● Challenge
Pictures stay out of your copy, but everything else in the records below must be repeated exactly.

● Records provided
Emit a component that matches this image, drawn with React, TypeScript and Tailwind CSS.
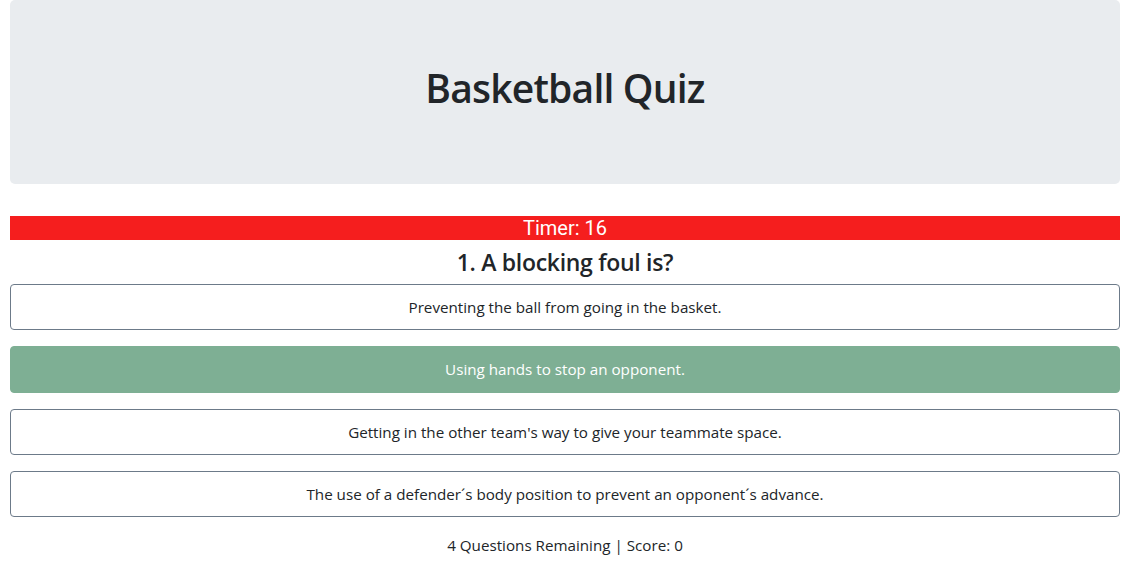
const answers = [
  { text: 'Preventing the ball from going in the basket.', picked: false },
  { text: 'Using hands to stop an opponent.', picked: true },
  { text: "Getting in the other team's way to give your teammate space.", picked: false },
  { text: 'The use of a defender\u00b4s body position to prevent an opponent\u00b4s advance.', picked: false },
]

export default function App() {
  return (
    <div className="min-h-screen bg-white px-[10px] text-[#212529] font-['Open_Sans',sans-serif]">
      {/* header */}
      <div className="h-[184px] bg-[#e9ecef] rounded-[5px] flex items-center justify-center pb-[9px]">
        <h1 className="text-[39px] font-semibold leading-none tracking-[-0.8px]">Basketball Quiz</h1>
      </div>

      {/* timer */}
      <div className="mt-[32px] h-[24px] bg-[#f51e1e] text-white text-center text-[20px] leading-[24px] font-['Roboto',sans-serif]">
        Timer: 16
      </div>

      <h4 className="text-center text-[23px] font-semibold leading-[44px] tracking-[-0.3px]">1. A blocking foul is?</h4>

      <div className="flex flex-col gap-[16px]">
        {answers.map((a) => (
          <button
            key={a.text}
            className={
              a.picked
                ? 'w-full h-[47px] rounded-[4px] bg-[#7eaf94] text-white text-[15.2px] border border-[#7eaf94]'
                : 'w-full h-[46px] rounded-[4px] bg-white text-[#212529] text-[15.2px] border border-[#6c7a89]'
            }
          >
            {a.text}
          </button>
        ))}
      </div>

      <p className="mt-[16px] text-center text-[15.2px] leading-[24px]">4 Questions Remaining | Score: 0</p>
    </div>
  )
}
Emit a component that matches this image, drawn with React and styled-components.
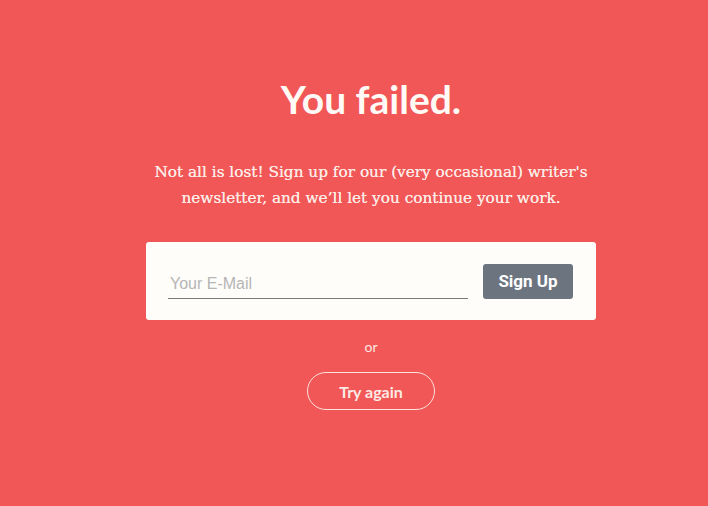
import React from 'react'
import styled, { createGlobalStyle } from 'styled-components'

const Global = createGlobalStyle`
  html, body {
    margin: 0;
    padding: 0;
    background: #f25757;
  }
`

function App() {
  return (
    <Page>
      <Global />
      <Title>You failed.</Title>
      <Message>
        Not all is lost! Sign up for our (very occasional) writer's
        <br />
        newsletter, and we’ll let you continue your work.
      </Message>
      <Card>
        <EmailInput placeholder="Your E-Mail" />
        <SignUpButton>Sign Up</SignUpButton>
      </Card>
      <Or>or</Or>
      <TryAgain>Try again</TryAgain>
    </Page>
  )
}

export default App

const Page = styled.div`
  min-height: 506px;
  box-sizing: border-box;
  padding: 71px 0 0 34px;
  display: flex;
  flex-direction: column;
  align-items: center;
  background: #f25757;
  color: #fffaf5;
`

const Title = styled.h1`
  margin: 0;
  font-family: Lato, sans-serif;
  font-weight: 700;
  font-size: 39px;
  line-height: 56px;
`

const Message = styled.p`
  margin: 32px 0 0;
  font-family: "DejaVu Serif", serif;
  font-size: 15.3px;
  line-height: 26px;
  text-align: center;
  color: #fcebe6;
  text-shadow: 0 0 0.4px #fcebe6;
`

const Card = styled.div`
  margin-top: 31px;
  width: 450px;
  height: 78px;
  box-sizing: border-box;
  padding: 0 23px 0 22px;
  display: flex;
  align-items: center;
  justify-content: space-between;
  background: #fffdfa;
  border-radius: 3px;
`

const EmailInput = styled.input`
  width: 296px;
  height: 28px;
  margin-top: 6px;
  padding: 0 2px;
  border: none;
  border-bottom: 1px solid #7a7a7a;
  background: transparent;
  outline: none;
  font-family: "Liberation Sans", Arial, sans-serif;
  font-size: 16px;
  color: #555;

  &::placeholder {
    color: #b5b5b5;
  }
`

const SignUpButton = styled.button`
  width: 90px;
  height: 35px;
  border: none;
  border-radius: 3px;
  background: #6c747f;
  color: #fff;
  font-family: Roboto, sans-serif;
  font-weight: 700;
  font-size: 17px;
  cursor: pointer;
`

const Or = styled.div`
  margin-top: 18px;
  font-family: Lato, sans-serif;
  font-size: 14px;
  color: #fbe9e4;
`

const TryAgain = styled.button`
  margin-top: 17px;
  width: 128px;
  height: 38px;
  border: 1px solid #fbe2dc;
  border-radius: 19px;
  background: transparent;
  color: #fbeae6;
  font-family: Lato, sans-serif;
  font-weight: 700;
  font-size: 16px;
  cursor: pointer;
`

● Expected answer
Emit a component that matches this image, drawn with React, TypeScript and Tailwind CSS.
const answers = [
  { text: 'Preventing the ball from going in the basket.', picked: false },
  { text: 'Using hands to stop an opponent.', picked: true },
  { text: "Getting in the other team's way to give your teammate space.", picked: false },
  { text: 'The use of a defender\u00b4s body position to prevent an opponent\u00b4s advance.', picked: false },
]

export default function App() {
  return (
    <div className="min-h-screen bg-white px-[10px] text-[#212529] font-['Open_Sans',sans-serif]">
      {/* header */}
      <div className="h-[184px] bg-[#e9ecef] rounded-[5px] flex items-center justify-center pb-[9px]">
        <h1 className="text-[39px] font-semibold leading-none tracking-[-0.8px]">Basketball Quiz</h1>
      </div>

      {/* timer */}
      <div className="mt-[32px] h-[24px] bg-[#f51e1e] text-white text-center text-[20px] leading-[24px] font-['Roboto',sans-serif]">
        Timer: 16
      </div>

      <h4 className="text-center text-[23px] font-semibold leading-[44px] tracking-[-0.3px]">1. A blocking foul is?</h4>

      <div className="flex flex-col gap-[16px]">
        {answers.map((a) => (
          <button
            key={a.text}
            className={
              a.picked
                ? 'w-full h-[47px] rounded-[4px] bg-[#7eaf94] text-white text-[15.2px] border border-[#7eaf94]'
                : 'w-full h-[46px] rounded-[4px] bg-white text-[#212529] text-[15.2px] border border-[#6c7a89]'
            }
          >
            {a.text}
          </button>
        ))}
      </div>

      <p className="mt-[16px] text-center text-[15.2px] leading-[24px]">4 Questions Remaining | Score: 0</p>
    </div>
  )
}
Emit a component that matches this image, drawn with React and styled-components.
import React from 'react'
import styled, { createGlobalStyle } from 'styled-components'

const Global = createGlobalStyle`
  html, body {
    margin: 0;
    padding: 0;
    background: #f25757;
  }
`

function App() {
  return (
    <Page>
      <Global />
      <Title>You failed.</Title>
      <Message>
        Not all is lost! Sign up for our (very occasional) writer's
        <br />
        newsletter, and we’ll let you continue your work.
      </Message>
      <Card>
        <EmailInput placeholder="Your E-Mail" />
        <SignUpButton>Sign Up</SignUpButton>
      </Card>
      <Or>or</Or>
      <TryAgain>Try again</TryAgain>
    </Page>
  )
}

export default App

const Page = styled.div`
  min-height: 506px;
  box-sizing: border-box;
  padding: 71px 0 0 34px;
  display: flex;
  flex-direction: column;
  align-items: center;
  background: #f25757;
  color: #fffaf5;
`

const Title = styled.h1`
  margin: 0;
  font-family: Lato, sans-serif;
  font-weight: 700;
  font-size: 39px;
  line-height: 56px;
`

const Message = styled.p`
  margin: 32px 0 0;
  font-family: "DejaVu Serif", serif;
  font-size: 15.3px;
  line-height: 26px;
  text-align: center;
  color: #fcebe6;
  text-shadow: 0 0 0.4px #fcebe6;
`

const Card = styled.div`
  margin-top: 31px;
  width: 450px;
  height: 78px;
  box-sizing: border-box;
  padding: 0 23px 0 22px;
  display: flex;
  align-items: center;
  justify-content: space-between;
  background: #fffdfa;
  border-radius: 3px;
`

const EmailInput = styled.input`
  width: 296px;
  height: 28px;
  margin-top: 6px;
  padding: 0 2px;
  border: none;
  border-bottom: 1px solid #7a7a7a;
  background: transparent;
  outline: none;
  font-family: "Liberation Sans", Arial, sans-serif;
  font-size: 16px;
  color: #555;

  &::placeholder {
    color: #b5b5b5;
  }
`

const SignUpButton = styled.button`
  width: 90px;
  height: 35px;
  border: none;
  border-radius: 3px;
  background: #6c747f;
  color: #fff;
  font-family: Roboto, sans-serif;
  font-weight: 700;
  font-size: 17px;
  cursor: pointer;
`

const Or = styled.div`
  margin-top: 18px;
  font-family: Lato, sans-serif;
  font-size: 14px;
  color: #fbe9e4;
`

const TryAgain = styled.button`
  margin-top: 17px;
  width: 128px;
  height: 38px;
  border: 1px solid #fbe2dc;
  border-radius: 19px;
  background: transparent;
  color: #fbeae6;
  font-family: Lato, sans-serif;
  font-weight: 700;
  font-size: 16px;
  cursor: pointer;
`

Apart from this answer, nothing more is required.